The famous work of Jeremy Collier, a non-juring clergyman, on the immorality and profaneness of the English stage, denouncing plays in general, specially reprobating the licentiousness of the English comedies of the age, and indicting Dryden as one of the principal offenders, was published in March 1698. It is idle to pretend that the censures bestowed on Dryden and other contemporary writers were undeserved. Dryden took occasion in a short poem addressed soon after to Mr. Motteux, on his tragedy called “Beauty in Distress," to reply to Collier's work. The answer was adroit. He dwelt more on Collier's general diatribe against theatrical representations than on his special charges of indecency and immorality, and, lightly confessing occasional faults, endeavoured to represent Collier's attack on himself as instigated by resentment for his own attacks on clergymen :—

"What I have loosely or profanely writ

Let them to fires, their due desert, commit:
Nor when accused by me, let them complain
Their faults and not their function I arraign."

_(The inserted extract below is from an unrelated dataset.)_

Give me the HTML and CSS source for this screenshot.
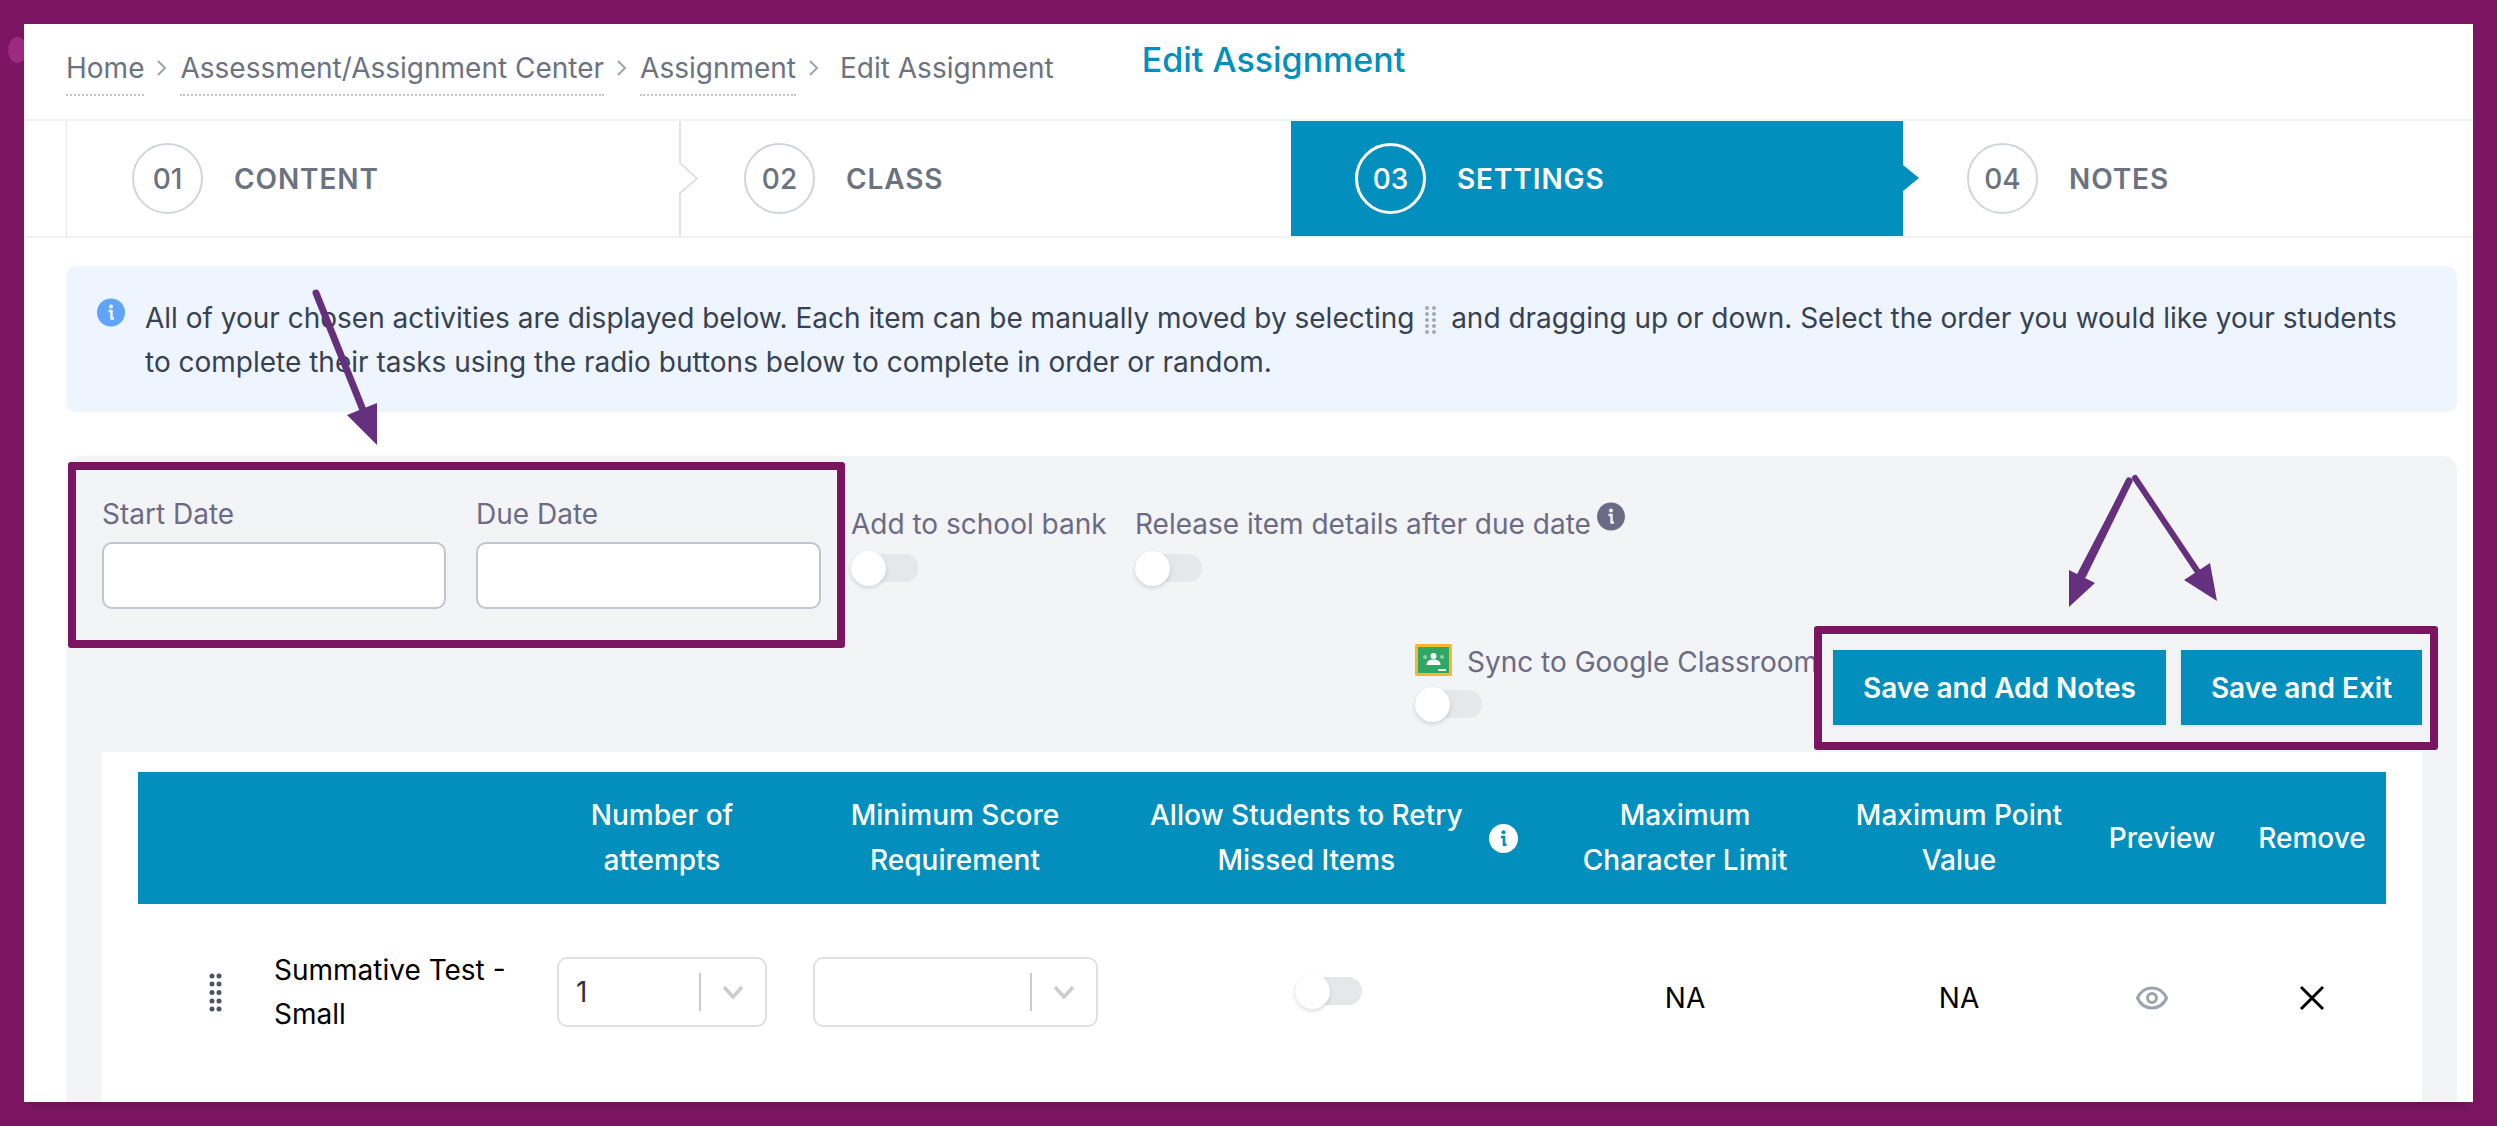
FILE: index.html
```html
<!DOCTYPE html>
<html lang="en">
<head>
<meta charset="utf-8">
<title>Edit Assignment</title>
<link rel="stylesheet" href="styles.css">
</head>
<body>
<span class="edge-dot"></span>
<main class="frame">
  <header class="topbar">
    <nav class="crumbs">
      <a class="crumb">Home</a>
      <svg class="sep" viewBox="0 0 12 20"><path d="M2 3l7 7-7 7"/></svg>
      <a class="crumb">Assessment/Assignment Center</a>
      <svg class="sep" viewBox="0 0 12 20"><path d="M2 3l7 7-7 7"/></svg>
      <a class="crumb">Assignment</a>
      <svg class="sep" viewBox="0 0 12 20"><path d="M2 3l7 7-7 7"/></svg>
      <span class="crumb-current">Edit Assignment</span>
    </nav>
    <h1 class="title">Edit Assignment</h1>
  </header>

  <ol class="steps">
    <li class="step step-first"><span class="num">01</span><span class="step-label">CONTENT</span>
      <svg class="step-chevron" viewBox="0 0 20 115"><path d="M1 0V42L18 57.5 1 72V115"/></svg></li>
    <li class="step"><span class="num">02</span><span class="step-label">CLASS</span></li>
    <li class="step step-active"><span class="num">03</span><span class="step-label">SETTINGS</span>
      <svg class="step-tip" viewBox="0 0 16 26"><path d="M0 0L16 13 0 26Z"/></svg></li>
    <li class="step"><span class="num">04</span><span class="step-label">NOTES</span></li>
  </ol>

  <section class="content">
    <div class="alert">
      <svg class="alert-icon" viewBox="0 0 28 28"><circle cx="14" cy="14" r="14"/><circle class="cut" cx="14" cy="8" r="2"/><path class="cut-line" d="M11.5 12.5H14.5V20H17"/></svg>
      <p class="alert-text">All of your chosen activities are displayed below. Each item can be manually moved by selecting <svg class="drag-inline" viewBox="0 0 13 30"><g><circle cx="3" cy="3" r="2"/><circle cx="10" cy="3" r="2"/><circle cx="3" cy="9" r="2"/><circle cx="10" cy="9" r="2"/><circle cx="3" cy="15" r="2"/><circle cx="10" cy="15" r="2"/><circle cx="3" cy="21" r="2"/><circle cx="10" cy="21" r="2"/><circle cx="3" cy="27" r="2"/><circle cx="10" cy="27" r="2"/></g></svg> and dragging up or down. Select the order you would like your students to complete their tasks using the radio buttons below to complete in order or random.</p>
    </div>

    <div class="panel">
      <div class="row-fields">
        <label class="field field-start"><span class="lbl">Start Date</span><input class="date-input" type="text"></label>
        <label class="field field-due"><span class="lbl">Due Date</span><input class="date-input" type="text"></label>
        <div class="opt opt-bank"><span class="lbl">Add to school bank</span><span class="toggle"><span class="knob"></span></span></div>
        <div class="opt opt-release">
          <span class="lbl lbl-icon">Release item details after due date<svg class="small-info" viewBox="0 0 28 28"><circle cx="14" cy="14" r="14"/><circle class="cut" cx="14" cy="8" r="2"/><path class="cut-line" d="M11.5 12.5H14.5V20H17"/></svg></span>
          <span class="toggle"><span class="knob"></span></span>
        </div>
      </div>
      <div class="row-actions">
        <div class="sync">
          <span class="lbl sync-label"><svg class="gc-icon" viewBox="0 0 37 32"><rect width="37" height="32" rx="1.5" fill="#f5b82e"/><rect x="3" y="3" width="31" height="26" fill="#2fa866"/><circle cx="18.500" cy="12" r="3" fill="#fff"/><path d="M11.500 21c0-4 3-5.500 7-5.500s7 1.500 7 5.500z" fill="#fff"/><circle cx="10" cy="13" r="2" fill="#8fd0ac"/><circle cx="27" cy="13" r="2" fill="#8fd0ac"/><rect x="23" y="25" width="8" height="2" fill="#e8f3ec"/></svg>Sync to Google Classroom</span>
          <span class="toggle"><span class="knob"></span></span>
        </div>
        <button class="btn btn-notes" type="button">Save and Add Notes</button>
        <button class="btn btn-exit" type="button">Save and Exit</button>
      </div>

      <div class="card">
        <div class="table-head">
          <span></span>
          <span class="th">Number of<br>attempts</span>
          <span class="th">Minimum Score<br>Requirement</span>
          <span class="th th-allow"><span>Allow Students to Retry<br>Missed Items</span><svg class="head-info" viewBox="0 0 28 28"><circle cx="14" cy="14" r="14"/><circle class="cut-blue" cx="14" cy="8" r="2"/><path class="cut-blue-line" d="M11.500 12.500H14.500V20H17"/></svg></span>
          <span class="th">Maximum<br>Character Limit</span>
          <span class="th">Maximum Point<br>Value</span>
          <span class="th">Preview</span>
          <span class="th">Remove</span>
        </div>
        <div class="table-row">
          <div class="cell-name">
            <svg class="drag" viewBox="0 0 13 39"><circle cx="3" cy="3" r="2.500"/><circle cx="10" cy="3" r="2.500"/><circle cx="3" cy="11" r="2.500"/><circle cx="10" cy="11" r="2.500"/><circle cx="3" cy="19.500" r="2.500"/><circle cx="10" cy="19.500" r="2.500"/><circle cx="3" cy="28" r="2.500"/><circle cx="10" cy="28" r="2.500"/><circle cx="3" cy="36" r="2.500"/><circle cx="10" cy="36" r="2.500"/></svg>
            <span class="name">Summative Test - Small</span>
          </div>
          <div class="cell-center"><div class="select select-a"><span class="select-value">1</span><span class="select-div"></span><svg class="select-chev" viewBox="0 0 22 14"><path d="M2 2l9 10 9-10"/></svg></div></div>
          <div class="cell-center"><div class="select select-b"><span class="select-value"></span><span class="select-div"></span><svg class="select-chev" viewBox="0 0 22 14"><path d="M2 2l9 10 9-10"/></svg></div></div>
          <div class="cell-center cell-up"><span class="toggle"><span class="knob"></span></span></div>
          <div class="cell-center cell-down">NA</div>
          <div class="cell-center cell-down">NA</div>
          <div class="cell-center cell-down cell-eye"><svg class="eye" viewBox="0 0 32 24"><path d="M1.500 12C4.500 5.500 9.500 2 16 2s11.500 3.500 14.500 10C27.500 18.500 22.500 22 16 22S4.500 18.500 1.500 12z"/><circle cx="16" cy="12" r="4.500"/></svg></div>
          <div class="cell-center cell-down"><svg class="close" viewBox="0 0 26 26"><path d="M2 2l22 22M24 2L2 24"/></svg></div>
        </div>
      </div>
    </div>
  </section>
</main>

<div class="mark mark-dates"></div>
<div class="mark mark-buttons"></div>
<svg class="arrows" viewBox="0 0 2497 1126">
  <path class="shaft" d="M316 293L367 420"/>
  <path class="head" d="M377 445L377 403 347 415Z"/>
  <path class="shaft" d="M2129 481L2083 575"/>
  <path class="shaft thin" d="M2129 481L2080 575"/>
  <path class="head" d="M2069 607L2069 570 2095 583Z"/>
  <path class="shaft thin" d="M2135 478L2198 572"/>
  <path class="head" d="M2217 601L2210 563 2184 580Z"/>
</svg>
</body>
</html>
```
FILE: styles.css
```css
* { box-sizing: border-box; }
html, body { margin: 0; padding: 0; }
body {
  position: relative;
  width: 2497px;
  height: 1126px;
  overflow: hidden;
  background: #7b1561;
  font-family: Inter, "Noto Sans", sans-serif;
  font-size: 28px;
  color: #374151;
}
.edge-dot {
  position: absolute;
  left: 8px;
  top: 37px;
  width: 19px;
  height: 26px;
  border-radius: 50%;
  background: #9b2a80;
}
.frame {
  position: relative;
  margin: 24px 24px 0;
  width: 2449px;
  height: 1078px;
  background: #fff;
  overflow: hidden;
}
body::after {
  content: "";
  position: absolute;
  left: 30px;
  right: 30px;
  top: 1102px;
  height: 10px;
  background: linear-gradient(rgba(0,0,0,.12), rgba(0,0,0,0));
}

/* top bar */
.topbar {
  display: flex;
  height: 97px;
  padding: 0 0 0 42px;
  border-bottom: 2px solid #f1f2f4;
  align-items: flex-start;
}
.crumbs {
  display: flex;
  align-items: center;
  padding-top: 16px;
  color: #6b7280;
  line-height: 34px;
}
.crumb {
  border-bottom: 2px dotted #c2c6cc;
  padding-bottom: 9px;
  margin-top: 11px;
  white-space: nowrap;
}
.sep {
  width: 12px;
  height: 20px;
  margin: 0 12px;
  fill: none;
  stroke: #9ca3af;
  stroke-width: 2;
}
.crumb-current { white-space: nowrap; margin-left: 8px; }
.title {
  margin: 13px 0 0 88px;
  font-size: 34px;
  line-height: 46px;
  font-weight: 500;
  color: #028fbd;
  white-space: nowrap;
}

/* steps */
.steps {
  display: grid;
  grid-template-columns: 42px 614px 611px 612px 1fr;
  height: 117px;
  margin: 0;
  padding: 0;
  list-style: none;
  border-bottom: 2px solid #f1f2f4;
}
.step {
  position: relative;
  display: flex;
  align-items: center;
  gap: 31px;
  padding: 0 0 0 64px;
  height: 115px;
}
.step-first { grid-column: 2; border-left: 1px solid #e5e7eb; padding-left: 65px; }
.num {
  display: flex;
  align-items: center;
  justify-content: center;
  width: 71px;
  height: 71px;
  border: 2px solid #d1d5db;
  border-radius: 50%;
  font-size: 28px;
  font-weight: 500;
  color: #6b7280;
}
.step-label {
  font-weight: 600;
  color: #6b7280;
  letter-spacing: .9px;
}
.step-chevron {
  position: absolute;
  right: -19px;
  top: 0;
  width: 20px;
  height: 115px;
  fill: #fff;
  stroke: #d5d8dd;
  stroke-width: 1.500;
}
.step-active { background: #028fbd; }
.step-active .num { border: 3px solid #fff; color: #fff; }
.step-active .step-label { color: #fff; }
.step-tip {
  position: absolute;
  right: -16px;
  top: 44px;
  width: 16px;
  height: 26px;
  fill: #028fbd;
}

/* content */
.content { padding: 28px 16px 0 42px; }
.alert {
  display: flex;
  gap: 20px;
  align-items: flex-start;
  height: 146px;
  padding: 30px 40px 0 31px;
  background: #eef5fe;
  border-radius: 10px;
}
.alert-icon { flex: none; width: 28px; height: 29px; margin-top: 2px; fill: #60a5fa; }
.cut { fill: #eef5fe; }
.cut-line { fill: none; stroke: #eef5fe; stroke-width: 2.500; }
.alert-text { margin: 0; line-height: 44px; color: #374151; }
.drag-inline { width: 13px; height: 30px; vertical-align: -7px; margin: 0 6px 0 2px; fill: #a3a9b4; }

/* panel */
.panel {
  margin-top: 44px;
  padding: 36px 35px 0 36px;
  background: #f3f4f6;
  border-radius: 14px 14px 0 0;
  height: 700px;
}
.lbl { color: #6b6b85; line-height: 45px; white-space: nowrap; }
.row-fields { display: flex; gap: 30px; align-items: flex-start; height: 117px; }
.field { display: flex; flex-direction: column; }
.field-start { width: 344px; }
.field-due { width: 345px; }
.date-input {
  height: 67px;
  width: 100%;
  margin-top: 5px;
  background: #fff;
  border: 2px solid #c4c4d0;
  border-radius: 10px;
}
.opt { display: flex; flex-direction: column; align-items: flex-start; gap: 7px; padding-top: 10px; }
.opt-bank { width: 254px; }
.lbl-icon { display: flex; align-items: center; }
.small-info { width: 28px; height: 29px; margin: -16px 0 0 6px; fill: #6b6b85; }
.small-info .cut { fill: #f3f4f6; }
.small-info .cut-line { stroke: #f3f4f6; }

.toggle {
  display: flex;
  align-items: center;
  width: 67px;
  height: 28px;
  border-radius: 14px;
  background: #e5e7eb;
}
.knob {
  display: block;
  width: 35px;
  height: 35px;
  border-radius: 50%;
  background: #fff;
  box-shadow: 0 2px 4px rgba(0,0,0,.14);
}

.row-actions {
  display: flex;
  justify-content: flex-end;
  align-items: flex-start;
  height: 112px;
  margin-top: 31px;
  gap: 15px;
}
.sync { display: flex; flex-direction: column; align-items: flex-start; gap: 5px; width: 403px; }
.sync-label { display: flex; align-items: center; gap: 15px; }
.gc-icon { width: 37px; height: 32px; margin-top: -6px; }
.btn {
  margin-top: 10px;
  height: 75px;
  padding: 0;
  border: 0;
  background: #028fbd;
  color: #fff;
  font: 600 28px Inter, "Noto Sans", sans-serif;
  box-shadow: 0 1px 3px rgba(0,0,0,.1);
}
.btn-notes { width: 333px; }
.btn-exit { width: 241px; }

/* table */
.card {
  background: #fff;
  padding: 20px 36px 0;
  height: 400px;
}
.table-head, .table-row {
  display: grid;
  grid-template-columns: 402px 244px 342px 404px 310px 238px 168px 132px;
}
.table-head {
  height: 132px;
  background: #028fbd;
  align-items: center;
  color: #fff;
  font-weight: 500;
  line-height: 45px;
  text-align: center;
}
.th-allow { display: flex; align-items: center; gap: 26px; padding-left: 24px; }
.head-info { flex: none; width: 29px; height: 29px; fill: #fff; }
.cut-blue { fill: #028fbd; }
.cut-blue-line { fill: none; stroke: #028fbd; stroke-width: 2.500; }
.table-row { height: 180px; align-items: flex-start; padding-top: 53px; color: #000; }
.cell-name { display: flex; align-items: center; gap: 52px; padding: 0 0 0 71px; height: 70px; }
.drag { flex: none; width: 13px; height: 39px; fill: #4b5563; }
.name { width: 250px; line-height: 44px; }
.cell-center { display: flex; justify-content: center; align-items: center; height: 70px; }
.cell-up { margin-top: -1px; }
.cell-down { margin-top: 6px; }
.select {
  display: flex;
  align-items: center;
  height: 70px;
  background: #fff;
  border: 2px solid #e0e0e0;
  border-radius: 10px;
}
.select-a { width: 210px; }
.select-b { width: 285px; }
.select-value { flex: 1; padding-left: 17px; color: #333; }
.select-div { width: 2px; height: 38px; background: #ccc; }
.select-chev { width: 22px; height: 14px; margin: 0 21px; fill: none; stroke: #ccc; stroke-width: 3.500; }
.cell-eye { padding-right: 20px; }
.eye { width: 32px; height: 24px; fill: none; stroke: #9ca3af; stroke-width: 3; }
.close { width: 26px; height: 26px; fill: none; stroke: #000; stroke-width: 3; }

/* annotations */
.mark { position: absolute; border: 8px solid #7b1561; border-radius: 3px; }
.mark-dates { left: 68px; top: 462px; width: 777px; height: 186px; }
.mark-buttons { left: 1814px; top: 626px; width: 624px; height: 124px; }
.arrows { position: absolute; left: 0; top: 0; width: 2497px; height: 1126px; pointer-events: none; }
.shaft { fill: none; stroke: #65317e; stroke-width: 7; stroke-linecap: round; }
.shaft.thin { stroke-width: 6; }
.head { fill: #65317e; }
```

Sir Richard Blackmore, a physician and author of two long heroic poems, had already in 1695, in the Preface to his “Prince Arthur," censured Dryden in strong

* See the General Introduction to the Songs, Odes, and Lyrical Pieces, p. 366 of this volume, where proof is given from Dryden's copy of Spenser in the Library of Trinity College, Cambridge, that he had thought of a theme for an Ode for St. Cecilia's Day, distinct from those of the two odes which he composed.